** start **

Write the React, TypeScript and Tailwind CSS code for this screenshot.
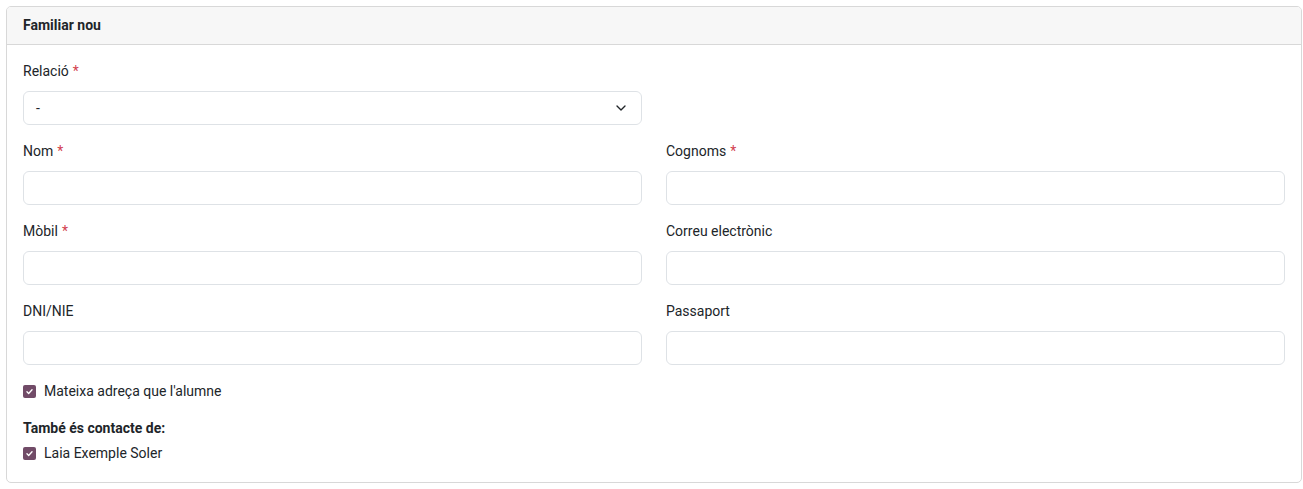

** end **
** start **

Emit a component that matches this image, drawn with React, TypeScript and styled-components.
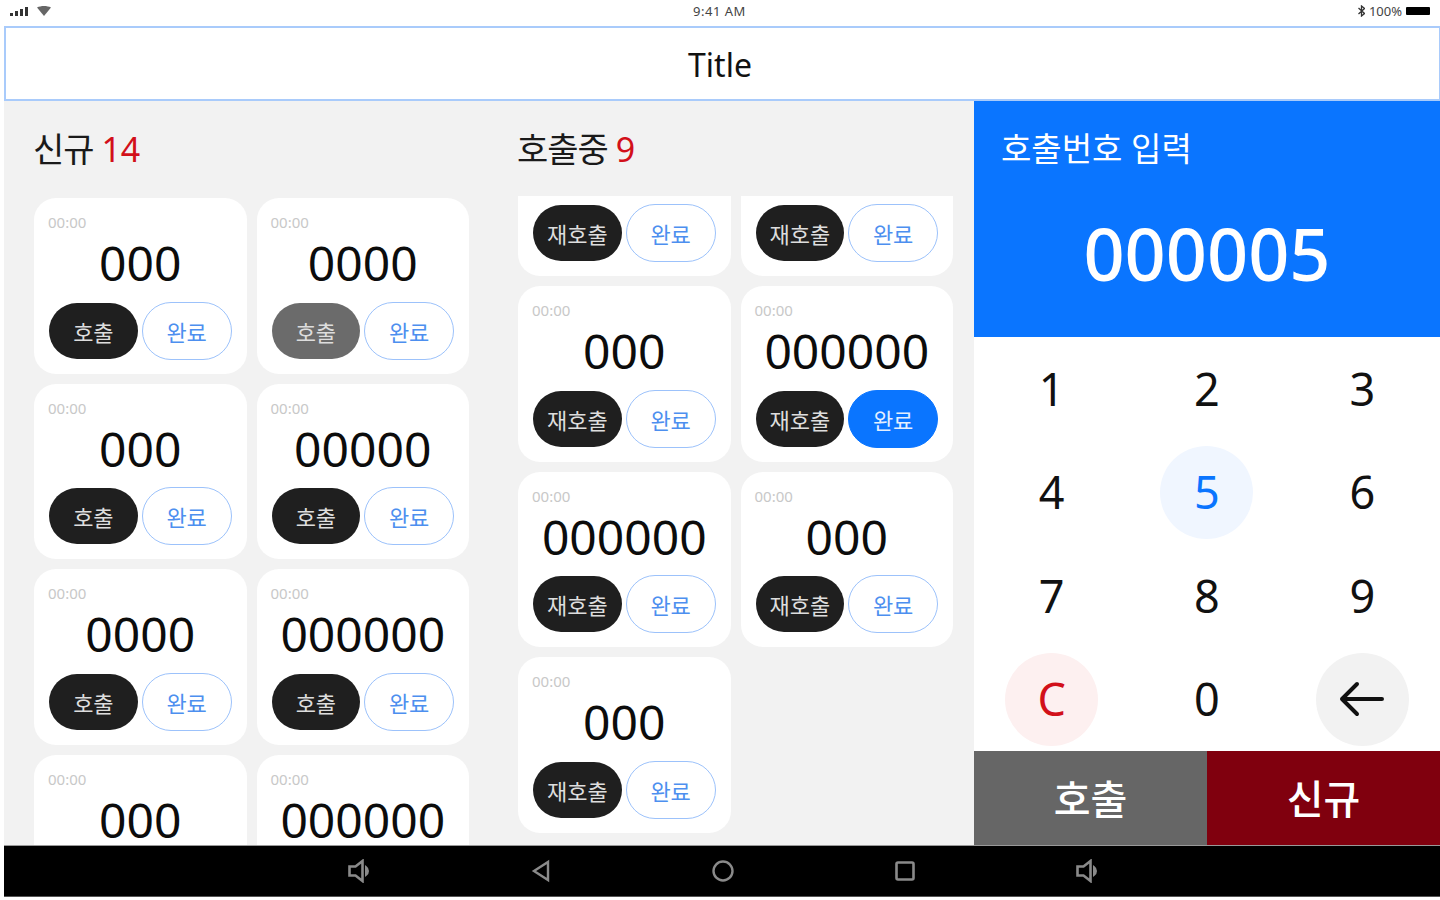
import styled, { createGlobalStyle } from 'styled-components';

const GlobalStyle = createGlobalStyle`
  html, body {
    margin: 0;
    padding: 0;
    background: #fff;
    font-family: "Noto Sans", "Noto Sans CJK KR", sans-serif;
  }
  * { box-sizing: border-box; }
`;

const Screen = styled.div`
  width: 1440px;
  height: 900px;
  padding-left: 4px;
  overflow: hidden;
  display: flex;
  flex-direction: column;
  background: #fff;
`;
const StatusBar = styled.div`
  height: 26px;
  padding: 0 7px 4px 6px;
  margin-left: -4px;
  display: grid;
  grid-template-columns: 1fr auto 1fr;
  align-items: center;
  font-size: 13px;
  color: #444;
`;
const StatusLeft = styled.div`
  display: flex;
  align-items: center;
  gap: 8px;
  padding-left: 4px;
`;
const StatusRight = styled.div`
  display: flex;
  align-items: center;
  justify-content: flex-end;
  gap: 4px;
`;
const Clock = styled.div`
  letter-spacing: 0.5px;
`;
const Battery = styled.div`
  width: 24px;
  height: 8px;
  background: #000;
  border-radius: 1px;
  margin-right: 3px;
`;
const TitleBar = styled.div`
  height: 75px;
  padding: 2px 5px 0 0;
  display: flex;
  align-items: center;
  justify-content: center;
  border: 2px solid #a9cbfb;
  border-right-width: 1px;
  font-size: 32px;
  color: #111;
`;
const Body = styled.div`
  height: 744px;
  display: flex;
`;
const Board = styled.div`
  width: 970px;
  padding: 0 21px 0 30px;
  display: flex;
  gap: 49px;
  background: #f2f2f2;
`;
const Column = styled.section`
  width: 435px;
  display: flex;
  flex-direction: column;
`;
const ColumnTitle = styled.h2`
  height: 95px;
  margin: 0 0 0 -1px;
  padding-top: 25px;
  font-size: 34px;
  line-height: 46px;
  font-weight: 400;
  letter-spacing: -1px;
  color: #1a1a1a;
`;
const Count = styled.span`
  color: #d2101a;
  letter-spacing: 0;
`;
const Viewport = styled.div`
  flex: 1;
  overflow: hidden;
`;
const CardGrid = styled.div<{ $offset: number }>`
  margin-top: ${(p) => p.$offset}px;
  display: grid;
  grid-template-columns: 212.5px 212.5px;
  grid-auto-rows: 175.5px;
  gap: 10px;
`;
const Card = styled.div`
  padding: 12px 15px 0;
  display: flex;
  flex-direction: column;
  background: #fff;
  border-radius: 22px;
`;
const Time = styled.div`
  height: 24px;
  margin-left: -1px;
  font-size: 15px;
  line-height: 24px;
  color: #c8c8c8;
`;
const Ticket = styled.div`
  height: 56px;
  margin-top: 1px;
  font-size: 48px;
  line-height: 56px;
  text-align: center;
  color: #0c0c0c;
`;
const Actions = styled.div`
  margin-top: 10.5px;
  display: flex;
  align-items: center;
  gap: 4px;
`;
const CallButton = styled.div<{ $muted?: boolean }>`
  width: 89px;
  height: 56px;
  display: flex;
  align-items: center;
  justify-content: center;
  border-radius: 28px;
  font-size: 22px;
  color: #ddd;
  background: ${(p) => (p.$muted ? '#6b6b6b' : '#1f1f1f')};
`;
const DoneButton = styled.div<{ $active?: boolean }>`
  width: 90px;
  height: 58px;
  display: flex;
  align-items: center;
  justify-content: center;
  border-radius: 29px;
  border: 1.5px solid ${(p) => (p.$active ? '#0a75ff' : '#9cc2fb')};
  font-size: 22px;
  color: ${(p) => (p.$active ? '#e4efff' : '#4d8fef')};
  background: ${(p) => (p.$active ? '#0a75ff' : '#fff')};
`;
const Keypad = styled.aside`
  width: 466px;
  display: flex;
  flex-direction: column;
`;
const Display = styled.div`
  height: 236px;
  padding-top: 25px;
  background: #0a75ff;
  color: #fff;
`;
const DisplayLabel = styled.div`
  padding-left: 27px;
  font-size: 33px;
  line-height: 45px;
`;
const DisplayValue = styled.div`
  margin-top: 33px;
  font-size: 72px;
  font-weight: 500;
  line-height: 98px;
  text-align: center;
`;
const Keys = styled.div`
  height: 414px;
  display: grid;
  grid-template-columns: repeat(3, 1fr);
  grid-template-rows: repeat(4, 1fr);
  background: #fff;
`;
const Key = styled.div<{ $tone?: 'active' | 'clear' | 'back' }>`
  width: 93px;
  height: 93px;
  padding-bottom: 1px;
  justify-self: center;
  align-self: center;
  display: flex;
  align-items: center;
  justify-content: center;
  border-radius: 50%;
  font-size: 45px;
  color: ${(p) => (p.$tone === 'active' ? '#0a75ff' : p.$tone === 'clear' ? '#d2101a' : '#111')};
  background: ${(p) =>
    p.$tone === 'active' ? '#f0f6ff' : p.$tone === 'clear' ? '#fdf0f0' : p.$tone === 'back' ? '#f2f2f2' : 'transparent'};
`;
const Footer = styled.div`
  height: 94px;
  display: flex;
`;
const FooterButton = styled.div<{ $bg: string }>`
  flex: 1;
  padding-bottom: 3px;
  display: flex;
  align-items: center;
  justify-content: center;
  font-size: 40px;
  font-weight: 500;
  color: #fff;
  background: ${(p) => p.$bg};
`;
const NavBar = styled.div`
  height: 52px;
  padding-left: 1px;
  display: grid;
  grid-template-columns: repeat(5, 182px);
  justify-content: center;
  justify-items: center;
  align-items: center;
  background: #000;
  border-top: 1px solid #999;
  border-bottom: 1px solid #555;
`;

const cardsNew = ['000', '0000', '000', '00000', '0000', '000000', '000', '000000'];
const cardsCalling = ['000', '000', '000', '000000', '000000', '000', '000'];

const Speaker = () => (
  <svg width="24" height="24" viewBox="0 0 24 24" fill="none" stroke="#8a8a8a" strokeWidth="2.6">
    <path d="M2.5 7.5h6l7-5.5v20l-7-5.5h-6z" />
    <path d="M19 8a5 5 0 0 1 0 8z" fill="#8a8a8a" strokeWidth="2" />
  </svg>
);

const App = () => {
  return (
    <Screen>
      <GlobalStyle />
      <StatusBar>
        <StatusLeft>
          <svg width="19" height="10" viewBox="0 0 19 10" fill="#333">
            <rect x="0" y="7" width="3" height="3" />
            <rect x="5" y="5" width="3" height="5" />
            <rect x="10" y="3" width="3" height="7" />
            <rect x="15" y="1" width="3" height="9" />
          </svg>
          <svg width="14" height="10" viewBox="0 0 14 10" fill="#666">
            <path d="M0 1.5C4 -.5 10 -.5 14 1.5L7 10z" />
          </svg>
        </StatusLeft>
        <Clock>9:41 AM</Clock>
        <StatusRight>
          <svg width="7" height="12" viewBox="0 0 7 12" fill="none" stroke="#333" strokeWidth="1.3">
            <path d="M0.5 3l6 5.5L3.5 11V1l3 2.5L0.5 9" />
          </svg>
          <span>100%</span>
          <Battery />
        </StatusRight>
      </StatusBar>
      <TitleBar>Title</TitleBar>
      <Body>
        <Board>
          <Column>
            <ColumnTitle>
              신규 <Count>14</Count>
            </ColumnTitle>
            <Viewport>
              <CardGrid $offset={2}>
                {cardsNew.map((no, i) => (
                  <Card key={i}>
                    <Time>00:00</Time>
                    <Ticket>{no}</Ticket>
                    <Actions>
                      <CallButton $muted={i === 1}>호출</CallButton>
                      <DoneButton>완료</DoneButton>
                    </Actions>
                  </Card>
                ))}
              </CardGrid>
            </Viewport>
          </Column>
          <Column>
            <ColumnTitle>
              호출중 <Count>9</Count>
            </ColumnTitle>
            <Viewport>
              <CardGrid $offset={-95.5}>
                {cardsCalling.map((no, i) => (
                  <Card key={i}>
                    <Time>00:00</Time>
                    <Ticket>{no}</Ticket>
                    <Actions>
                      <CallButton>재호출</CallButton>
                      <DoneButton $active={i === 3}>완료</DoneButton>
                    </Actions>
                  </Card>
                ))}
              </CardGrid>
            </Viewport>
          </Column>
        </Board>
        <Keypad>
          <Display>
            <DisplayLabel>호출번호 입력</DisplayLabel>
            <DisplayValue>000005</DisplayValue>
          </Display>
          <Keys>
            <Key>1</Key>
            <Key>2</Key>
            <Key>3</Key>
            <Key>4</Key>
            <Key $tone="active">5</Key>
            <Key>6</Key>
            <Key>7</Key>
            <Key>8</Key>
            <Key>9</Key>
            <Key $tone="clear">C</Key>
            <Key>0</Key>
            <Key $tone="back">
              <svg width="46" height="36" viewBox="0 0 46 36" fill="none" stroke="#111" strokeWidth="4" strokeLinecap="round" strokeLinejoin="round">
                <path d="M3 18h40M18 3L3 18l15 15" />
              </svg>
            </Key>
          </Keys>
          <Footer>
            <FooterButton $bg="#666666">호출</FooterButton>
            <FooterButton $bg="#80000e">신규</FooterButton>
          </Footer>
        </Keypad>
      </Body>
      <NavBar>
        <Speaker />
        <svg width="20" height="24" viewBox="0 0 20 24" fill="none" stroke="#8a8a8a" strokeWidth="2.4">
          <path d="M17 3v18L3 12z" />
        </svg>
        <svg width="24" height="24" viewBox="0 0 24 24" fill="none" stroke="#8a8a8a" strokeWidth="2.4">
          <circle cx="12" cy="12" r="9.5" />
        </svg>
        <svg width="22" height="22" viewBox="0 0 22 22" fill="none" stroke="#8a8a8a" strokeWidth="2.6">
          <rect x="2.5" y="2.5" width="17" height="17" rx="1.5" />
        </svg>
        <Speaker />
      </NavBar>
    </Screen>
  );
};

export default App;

** end **

◆ **GOAL OF THE EXERCISE**: Return all lines containing "this".

◆ **ANSWER IN FULL**:
Write the React, TypeScript and Tailwind CSS code for this screenshot.
Emit a component that matches this image, drawn with React, TypeScript and styled-components.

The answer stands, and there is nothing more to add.